WHAT ABOUT PRICESand economics? Well, most property prices have fallen by over 60 per cent. A 60 per cent price decline puts property prices back to the 1990s. Prices up to 2002/2003 were affordable – the problem then was that supply could not keep up with demand.
So we are at the point where house prices are now affordable. What is lacking is confidence and funding. When confidence and funding do return, as inevitably they will (recessions do not go on forever), there will be a huge scarcity of dwellings in Dublin and prices will rapidly rise. In this context the issue is how high prices will rise, not if they will rise.
Price is the balance point between supply, demand and the availability of funding. It is also reflected in the ability of the supply chain to adjust to demand and the cost of labour and material, etc.
Costs are now substantially higher than prevailing prices and this will inevitably drive prices up in the long term. The cost of building new offices requires that rents have to almost double to restart that part of the development industry and similar factors apply in most of the residential markets.

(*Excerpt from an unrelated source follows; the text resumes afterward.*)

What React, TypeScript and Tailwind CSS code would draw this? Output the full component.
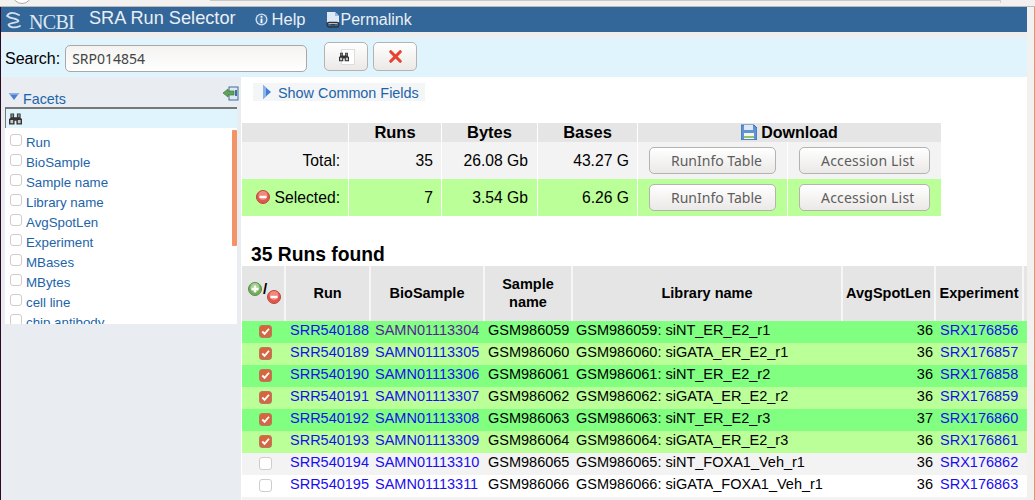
import { X } from "lucide-react";

const facets = ["Run", "BioSample", "Sample name", "Library name", "AvgSpotLen", "Experiment", "MBases", "MBytes", "cell line", "chip antibody"];

const runs = [
  { run: "SRR540188", bio: "SAMN01113304", gsm: "GSM986059", lib: "siNT_ER_E2_r1", len: 36, exp: "SRX176856", bg: "bg-[#80ff80]", on: true, visited: true },
  { run: "SRR540189", bio: "SAMN01113305", gsm: "GSM986060", lib: "siGATA_ER_E2_r1", len: 36, exp: "SRX176857", bg: "bg-[#bbff99]", on: true },
  { run: "SRR540190", bio: "SAMN01113306", gsm: "GSM986061", lib: "siNT_ER_E2_r2", len: 36, exp: "SRX176858", bg: "bg-[#80ff80]", on: true },
  { run: "SRR540191", bio: "SAMN01113307", gsm: "GSM986062", lib: "siGATA_ER_E2_r2", len: 36, exp: "SRX176859", bg: "bg-[#bbff99]", on: true },
  { run: "SRR540192", bio: "SAMN01113308", gsm: "GSM986063", lib: "siNT_ER_E2_r3", len: 37, exp: "SRX176860", bg: "bg-[#80ff80]", on: true },
  { run: "SRR540193", bio: "SAMN01113309", gsm: "GSM986064", lib: "siGATA_ER_E2_r3", len: 36, exp: "SRX176861", bg: "bg-[#bbff99]", on: true },
  { run: "SRR540194", bio: "SAMN01113310", gsm: "GSM986065", lib: "siNT_FOXA1_Veh_r1", len: 36, exp: "SRX176862", bg: "bg-[#f3f3f3]", on: false },
  { run: "SRR540195", bio: "SAMN01113311", gsm: "GSM986066", lib: "siGATA_FOXA1_Veh_r1", len: 36, exp: "SRX176863", bg: "bg-white", on: false },
  { run: "", bio: "", gsm: "", lib: "", len: 0, exp: "", bg: "bg-[#f3f3f3]", on: false, spacer: true },
];

function Binoculars({ className }: { className?: string }) {
  return (
    <svg viewBox="0 0 14 12" className={className}>
      <path d="M1.500 0h4v4h3V0h4v5L14 6v6H8V8H6v4H0V6l1.500-1z" fill="#333333" />
      <path d="M2.500 1h2v3h-2zM9.500 1h2v3h-2z" fill="#8a8a8a" />
      <path d="M1.500 7h3v3.500h-3zM9.500 7h3v3.500h-3z" fill="#c8c8c8" />
    </svg>
  );
}

function MinusCircle({ className }: { className?: string }) {
  return (
    <svg viewBox="0 0 14 14" className={className}>
      <circle cx="7" cy="7" r="6.500" fill="#e2574c" stroke="#b8483f" />
      <circle cx="7" cy="5.500" r="4.500" fill="#f08a80" />
      <rect x="3.500" y="5.800" width="7" height="2.400" fill="#fff" />
    </svg>
  );
}

function PlusCircle({ className }: { className?: string }) {
  return (
    <svg viewBox="0 0 14 14" className={className}>
      <circle cx="7" cy="7" r="6.500" fill="#72ad5c" stroke="#5b8e48" />
      <circle cx="7" cy="5.500" r="4.500" fill="#a5cf92" />
      <path d="M5.800 3.500h2.400v2.300h2.300v2.400H8.200v2.300H5.800V8.200H3.500V5.800h2.300z" fill="#fff" />
    </svg>
  );
}

function Check({ on }: { on: boolean }) {
  if (!on) {
    return <span className="block w-[13px] h-[13px] mx-auto rounded-[3px] bg-white border border-[#cfcdca]" />;
  }
  return (
    <span className="flex items-center justify-center w-[13px] h-[13px] mx-auto rounded-[3px] bg-gradient-to-b from-[#d9643a] to-[#cf6a45] border border-[#b9795f]">
      <svg viewBox="0 0 12 12" className="w-[11px] h-[11px]">
        <path d="M2.500 6l2.500 2.500L9.800 3" fill="none" stroke="#fff" strokeWidth="2" />
      </svg>
    </span>
  );
}

function DownloadButton({ label, wide }: { label: string; wide?: boolean }) {
  return (
    <button className={`block h-[27px] ${wide ? "w-[131px] tracking-[0.2px]" : "w-[127px]"} rounded-[5px] border border-[#b5b3b0] bg-gradient-to-b from-white to-[#ebe9e7] text-[14px] whitespace-nowrap text-[#5e5e5e] pl-[21px] text-left [font-family:'Noto_Sans',sans-serif]`}>
      {label}
    </button>
  );
}

export default function App() {
  return (
    <div className="w-[1035px] h-[500px] overflow-hidden bg-[#f2f1ef] text-black [font-family:'Liberation_Sans',Arial,sans-serif]">
      {/* browser strip */}
      <div className="relative h-[7px] border-b border-[#bdbbb8] overflow-hidden">
        <div className="absolute left-[12px] -top-[16px] w-[20px] h-[20px] rounded-full border border-[#a8a8a8] bg-white" />
        <div className="absolute left-[210px] top-0 w-[790px] h-px bg-[#c8c8c8]" />
        <div className="absolute left-[1000px] top-0 w-px h-[3px] bg-[#d0d0d0]" />
      </div>

      <div className="flex h-[493px]">
        <div className="w-px bg-[#2c0a26]" />
        <div className="w-[1026px] flex flex-col bg-white">
          {/* top bar */}
          <div className="h-[25px] bg-[#336699] flex items-center text-[#e9eff5] shrink-0">
            <svg viewBox="0 0 15 17" className="ml-[5px] w-[15px] h-[17px] relative top-[1px]" fill="none" stroke="#d5e1ec" strokeWidth="1.700" strokeLinecap="round">
              <path d="M1 4C3 0 8 .5 13 3" />
              <path d="M2 4.500C5 7 11 6 12.500 9 12 11 5 10 2.500 12.500 3 15.500 9 16.500 14 14" />
            </svg>
            <span className="ml-[8px] text-[20px] leading-none tracking-[-0.7px] [font-family:'Liberation_Serif',serif] text-[#dfe8f0] relative top-[2px]">NCBI</span>
            <span className="ml-[15px] text-[18.200px] leading-none relative -top-[1px]">SRA Run Selector</span>
            <svg viewBox="0 0 14 14" className="ml-[19px] w-[13px] h-[13px]">
              <circle cx="7" cy="7" r="6.500" fill="#cfe0f0" />
              <circle cx="7" cy="7" r="5" fill="#3f75a8" />
              <rect x="6" y="6" width="2" height="5" fill="#fff" />
              <rect x="6" y="3" width="2" height="2" fill="#fff" />
            </svg>
            <span className="ml-[4px] text-[16.500px] leading-none">Help</span>
            <svg viewBox="0 0 14 16" className="ml-[20px] w-[14px] h-[16px]">
              <path d="M1 0h8l4 4v8H1z" fill="#dfe9f5" />
              <path d="M9 0l4 4H9z" fill="#9fb8d6" />
              <rect x="1" y="10.500" width="12" height="4.500" rx="2.200" fill="none" stroke="#333" strokeWidth="1.300" />
              <rect x="5" y="12.200" width="4" height="1" fill="#333" />
            </svg>
            <span className="ml-[1px] text-[16px] leading-none">Permalink</span>
          </div>
          <div className="h-[6px] bg-[#eeeeee] shrink-0" />

          {/* search bar */}
          <div className="h-[39px] bg-[#e0f4fe] flex items-center shrink-0 pl-[4px]">
            <span className="text-[16px] leading-none relative top-px">Search:</span>
            <input
              readOnly
              value="SRP014854"
              className="ml-[5px] w-[242px] h-[27px] rounded-[5px] border border-[#aaa8a5] bg-gradient-to-b from-[#f4f3f1] to-white px-[6px] text-[14px] text-[#444] outline-none relative top-[1px] [font-family:'Noto_Sans',sans-serif]"
            />
            <button className="ml-[17px] w-[44px] h-[29px] rounded-[5px] border border-[#b5b3b0] bg-gradient-to-b from-white to-[#ebe9e7] flex items-center justify-center relative top-[-1px]">
              <span className="relative flex items-center w-[14px] h-[16px] ml-[3px] bg-white border border-[#dddddd]">
                <Binoculars className="w-[10px] h-[10px] -ml-[3px] shrink-0" />
              </span>
            </button>
            <button className="ml-[5px] w-[44px] h-[29px] rounded-[5px] border border-[#b5b3b0] bg-gradient-to-b from-white to-[#ebe9e7] flex items-center justify-center relative top-[-1px]">
              <X className="w-[19px] h-[19px] text-[#e8432f]" strokeWidth={4} />
            </button>
          </div>

          <div className="flex flex-1 min-h-0">
            {/* facets sidebar */}
            <div className="w-[240px] bg-[#e9edf1] shrink-0 flex flex-col">
              <div className="h-[30px] relative flex items-end pl-[7px]">
                <svg viewBox="0 0 12 8" className="w-[12px] h-[7px] mb-[7px]">
                  <path d="M0 0h12L6 8z" fill="#4a7fd0" />
                  <path d="M0 0h12L10 2H2z" fill="#8db0e6" />
                </svg>
                <span className="ml-[3px] text-[14.300px] leading-[17px] text-[#1c64aa] -mb-[1px]">Facets</span>
                <svg viewBox="0 0 16 15" className="absolute left-[222px] top-[9px] w-[16px] h-[15px]">
                  <rect x="6" y="1" width="9" height="13" fill="#dfe8f2" stroke="#3d6f9f" />
                  <path d="M0 7l5-4v2h6v4H5v2z" fill="#5fa35a" stroke="#3c7a3a" strokeWidth="0.700" />
                  <rect x="12" y="4" width="2" height="6" fill="#3d6f9f" />
                </svg>
              </div>
              <div className="ml-[4px] w-[232px] h-[21px] bg-[#e0f4fe] border-t-2 border-l border-[#777777] flex items-center pl-[3px]">
                <Binoculars className="w-[13px] h-[12px]" />
              </div>
              <div className="relative ml-[4px] w-[232px] h-[196px] bg-white overflow-hidden">
                <div className="absolute right-0 top-[2px] w-[5px] h-[116px] rounded-[1px] bg-[#f49368]" />
                <div className="pt-[4px]">
                  {facets.map((f) => (
                    <div key={f} className="flex h-[20px] items-center pl-[5px]">
                      <span className="block w-[12px] h-[12px] shrink-0 rounded-[3px] border border-[#cfcdca] bg-white relative -top-[2px]" />
                      <span className="ml-[4px] text-[13.300px] leading-none text-[#1c64aa] relative top-px">{f}</span>
                    </div>
                  ))}
                </div>
              </div>
            </div>

            {/* main content */}
            <div className="flex-1 min-w-0 pl-px overflow-hidden">
              <div className="mt-[6px] ml-[11px] w-[172px] h-[18px] bg-[#f4f5f6] flex items-center pl-[10px]">
                <svg viewBox="0 0 8 14" className="w-[8px] h-[14px]">
                  <path d="M0 0l8 7-8 7z" fill="#3f7fd6" />
                  <path d="M0 0l3 2.500v9L0 14z" fill="#8db4ea" />
                </svg>
                <span className="ml-[7px] text-[14.400px] leading-none text-[#1c64aa] relative top-px">Show Common Fields</span>
              </div>

              {/* totals */}
              <table className="mt-[22px] w-[699px] table-fixed border-separate border-spacing-0">
                <colgroup>
                  <col className="w-[107px]" />
                  <col className="w-[93px]" />
                  <col className="w-[96px]" />
                  <col className="w-[100px]" />
                  <col className="w-[150px]" />
                  <col className="w-[153px]" />
                </colgroup>
                <thead>
                  <tr className="h-[19px] bg-[#e5e5e5] text-[16.500px] leading-none font-bold">
                    <th className="border-r border-white" />
                    <th className="border-r border-white">Runs</th>
                    <th className="border-r border-white">Bytes</th>
                    <th className="border-r border-white">Bases</th>
                    <th colSpan={2} className="text-[16px]">
                      <span className="flex items-center justify-center">
                        <svg viewBox="0 0 16 16" className="w-[16px] h-[16px] mr-[4px] -mt-[2px]">
                          <path d="M0 1h13l3 3v12H0z" fill="#5f93d6" stroke="#3c6cae" />
                          <rect x="3" y="1" width="9" height="5" fill="#dde9f7" />
                          <rect x="3" y="9" width="10" height="6" fill="#f3f6e8" />
                          <rect x="3" y="12" width="10" height="2" fill="#8fc36b" />
                        </svg>
                        Download
                      </span>
                    </th>
                  </tr>
                </thead>
                <tbody className="text-[15.700px] leading-none">
                  <tr className="h-[37px] bg-[#f3f3f3]">
                    <td className="text-right pr-[8px] border-r border-white">Total:</td>
                    <td className="text-right pr-[8px] border-r border-white">35</td>
                    <td className="text-right pr-[9px] border-r border-white">26.08 Gb</td>
                    <td className="text-right pr-[8px] border-r border-white">43.27 G</td>
                    <td className="pl-[11px] border-r border-white"><DownloadButton label="RunInfo Table" /></td>
                    <td className="pl-[11px]"><DownloadButton label="Accession List" wide /></td>
                  </tr>
                  <tr className="h-[37px] bg-[#bbff99]">
                    <td className="text-right pr-[8px] border-r border-white">
                      <span className="flex items-center justify-end">
                        <MinusCircle className="w-[14px] h-[14px] mr-[5px]" />
                        Selected:
                      </span>
                    </td>
                    <td className="text-right pr-[8px] border-r border-white">7</td>
                    <td className="text-right pr-[9px] border-r border-white">3.54 Gb</td>
                    <td className="text-right pr-[8px] border-r border-white">6.26 G</td>
                    <td className="pl-[11px] border-r border-white"><DownloadButton label="RunInfo Table" /></td>
                    <td className="pl-[11px]"><DownloadButton label="Accession List" wide /></td>
                  </tr>
                </tbody>
              </table>

              <h2 className="mt-[28px] ml-[9px] h-[22px] text-[19.300px] leading-[21px] font-bold">35 Runs found</h2>

              {/* runs */}
              <table className="w-[785px] table-fixed border-separate border-spacing-0 text-[14.500px] leading-none">
                <colgroup>
                  <col className="w-[44px]" />
                  <col className="w-[85px]" />
                  <col className="w-[114px]" />
                  <col className="w-[88px]" />
                  <col className="w-[270px]" />
                  <col className="w-[93px]" />
                  <col className="w-[88px]" />
                  <col className="w-[3px]" />
                </colgroup>
                <thead>
                  <tr className="h-[55px] bg-[#e5e5e5] font-bold text-[14.500px] leading-[18px]">
                    <th className="border-r-2 border-[#f6f6f6] pb-[2px]">
                      <span className="flex items-start justify-center h-[24px] pl-[3px] mt-[2px]">
                        <PlusCircle className="w-[14px] h-[14px]" />
                        <span className="font-bold text-[15px] leading-[14px] ml-[1px]">/</span>
                        <MinusCircle className="w-[14px] h-[14px] mt-[8px]" />
                      </span>
                    </th>
                    <th className="border-r-2 border-[#f6f6f6] pb-[2px]">Run</th>
                    <th className="border-r-2 border-[#f6f6f6] pb-[2px]">BioSample</th>
                    <th className="border-r-2 border-[#f6f6f6] pb-[2px]">Sample<br />name</th>
                    <th className="border-r-2 border-[#f6f6f6] pb-[2px]">Library name</th>
                    <th className="border-r-2 border-[#f6f6f6] pb-[2px] text-center whitespace-nowrap">AvgSpotLen</th>
                    <th className="border-r-2 border-[#f6f6f6] pb-[2px]">Experiment</th>
                    <th />
                  </tr>
                </thead>
                <tbody>
                  {runs.map((r) => (
                    <tr key={r.exp || "spacer"} className={`h-[22px] ${r.bg}`}>
                      {r.spacer ? (
                        <td colSpan={8} />
                      ) : (
                        <>
                          <td className="pb-[2px]"><span className="block pl-[2px]"><Check on={r.on} /></span></td>
                          <td className="pl-[4px] pb-[4px] text-[#1a0df0]">{r.run}</td>
                          <td className={`pl-[4px] pb-[4px] ${r.visited ? "text-[#5a1e96]" : "text-[#1a0df0]"}`}>{r.bio}</td>
                          <td className="pl-[3px] pb-[4px]">{r.gsm}</td>
                          <td className="pl-[3px] pb-[4px] whitespace-nowrap">{r.gsm}: {r.lib}</td>
                          <td className="text-right pr-[3px] pb-[4px]">{r.len}</td>
                          <td colSpan={2} className="pl-[4px] pb-[4px] text-[#1a0df0]">{r.exp}</td>
                        </>
                      )}
                    </tr>
                  ))}
                </tbody>
              </table>
            </div>
          </div>
        </div>
        <div className="w-[7px] bg-[#f2f1ef]" />
        <div className="w-px bg-[#e8946a]" />
      </div>
    </div>
  );
}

Due to infrastructure bottlenecks and planning delays in the period after 2002 the supply chain in Dublin failed. Consequently house prices more than doubled (and land prices went into the stratosphere) and the unsatisfied demand spread to Kinnegad, Gorey and elsewhere in an unplanned way.
This is all history, but a history that is very likely to repeat itself because little is being done to anticipate this almost inevitable scenario in Dublin. The growth in Dublin’s population is real but the failure to meaningfully plan and install appropriate infrastructure is also real. Installing threshold arterial water services is a five to 10-year undertaking – not to mention cancelled transport links.
But the recovery in values will not be uniform. Much of the new commercial space developed in the suburbs and the provinces was built in the wrong locations by incompetent developers, arising from bad planning decisions and often incompetent builders. Much of this is the commercial equivalent to ghost estates.
SO, LOOKING ATthe property value cycle, where are we now? We are at the bottom in some markets and still slipping in others. Dublin city centre offices are at the beginning of a recovery phase with the prospect of likely yield compression as are inner urban residential rents and these markets will probably show a 10 to 15 per cent gain in 2012.
Good Dublin residential property is close to the bottom but a recovery will be patchy until funding returns.
When the funding impasse is resolved my prediction is for a 40 to 60 per cent recovery for Dublin house prices but only in those areas and of those building types that are in demand. A similar increase is in store for good commercial property. Bear in mind that a 60 per cent rise in prices is the same as a 30 per cent fall and will only bring us back to 2004 levels.
As to timing, I got the analysis right but the timing wrong in 2004 by three years but I don’t expect to have to wait three years to be proven right this time.
Bill Nowlan is a chartered surveyor and town planner. He is managing partner of property asset management company WK Nowlan & Associates.